Task to complete ::
Below is some material; set it all down exactly, apart from the pictures.

Data ::

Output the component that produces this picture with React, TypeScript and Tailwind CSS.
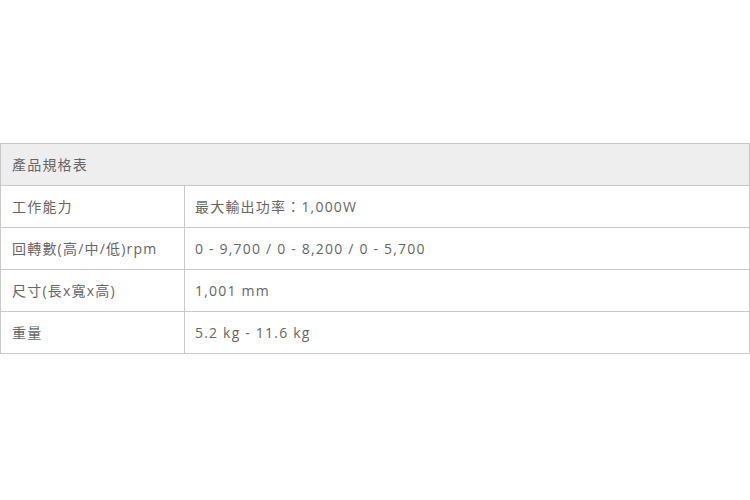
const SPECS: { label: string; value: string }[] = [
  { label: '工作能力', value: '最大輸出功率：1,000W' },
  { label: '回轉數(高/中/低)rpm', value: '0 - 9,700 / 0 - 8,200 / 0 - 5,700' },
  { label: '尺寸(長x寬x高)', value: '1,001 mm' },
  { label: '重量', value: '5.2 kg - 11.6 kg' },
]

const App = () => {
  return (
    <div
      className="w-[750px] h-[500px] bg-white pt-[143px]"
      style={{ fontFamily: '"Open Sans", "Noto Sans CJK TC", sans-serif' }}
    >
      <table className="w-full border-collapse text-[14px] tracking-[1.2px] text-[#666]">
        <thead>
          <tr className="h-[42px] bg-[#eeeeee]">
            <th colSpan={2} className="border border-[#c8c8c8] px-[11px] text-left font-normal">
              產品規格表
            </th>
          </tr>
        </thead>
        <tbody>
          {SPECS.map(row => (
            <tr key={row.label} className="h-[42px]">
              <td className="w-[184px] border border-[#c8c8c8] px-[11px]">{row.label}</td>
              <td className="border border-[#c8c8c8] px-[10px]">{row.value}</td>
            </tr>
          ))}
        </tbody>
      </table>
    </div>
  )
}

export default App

Full output ::
Output the component that produces this picture with React, TypeScript and Tailwind CSS.
const SPECS: { label: string; value: string }[] = [
  { label: '工作能力', value: '最大輸出功率：1,000W' },
  { label: '回轉數(高/中/低)rpm', value: '0 - 9,700 / 0 - 8,200 / 0 - 5,700' },
  { label: '尺寸(長x寬x高)', value: '1,001 mm' },
  { label: '重量', value: '5.2 kg - 11.6 kg' },
]

const App = () => {
  return (
    <div
      className="w-[750px] h-[500px] bg-white pt-[143px]"
      style={{ fontFamily: '"Open Sans", "Noto Sans CJK TC", sans-serif' }}
    >
      <table className="w-full border-collapse text-[14px] tracking-[1.2px] text-[#666]">
        <thead>
          <tr className="h-[42px] bg-[#eeeeee]">
            <th colSpan={2} className="border border-[#c8c8c8] px-[11px] text-left font-normal">
              產品規格表
            </th>
          </tr>
        </thead>
        <tbody>
          {SPECS.map(row => (
            <tr key={row.label} className="h-[42px]">
              <td className="w-[184px] border border-[#c8c8c8] px-[11px]">{row.label}</td>
              <td className="border border-[#c8c8c8] px-[10px]">{row.value}</td>
            </tr>
          ))}
        </tbody>
      </table>
    </div>
  )
}

export default App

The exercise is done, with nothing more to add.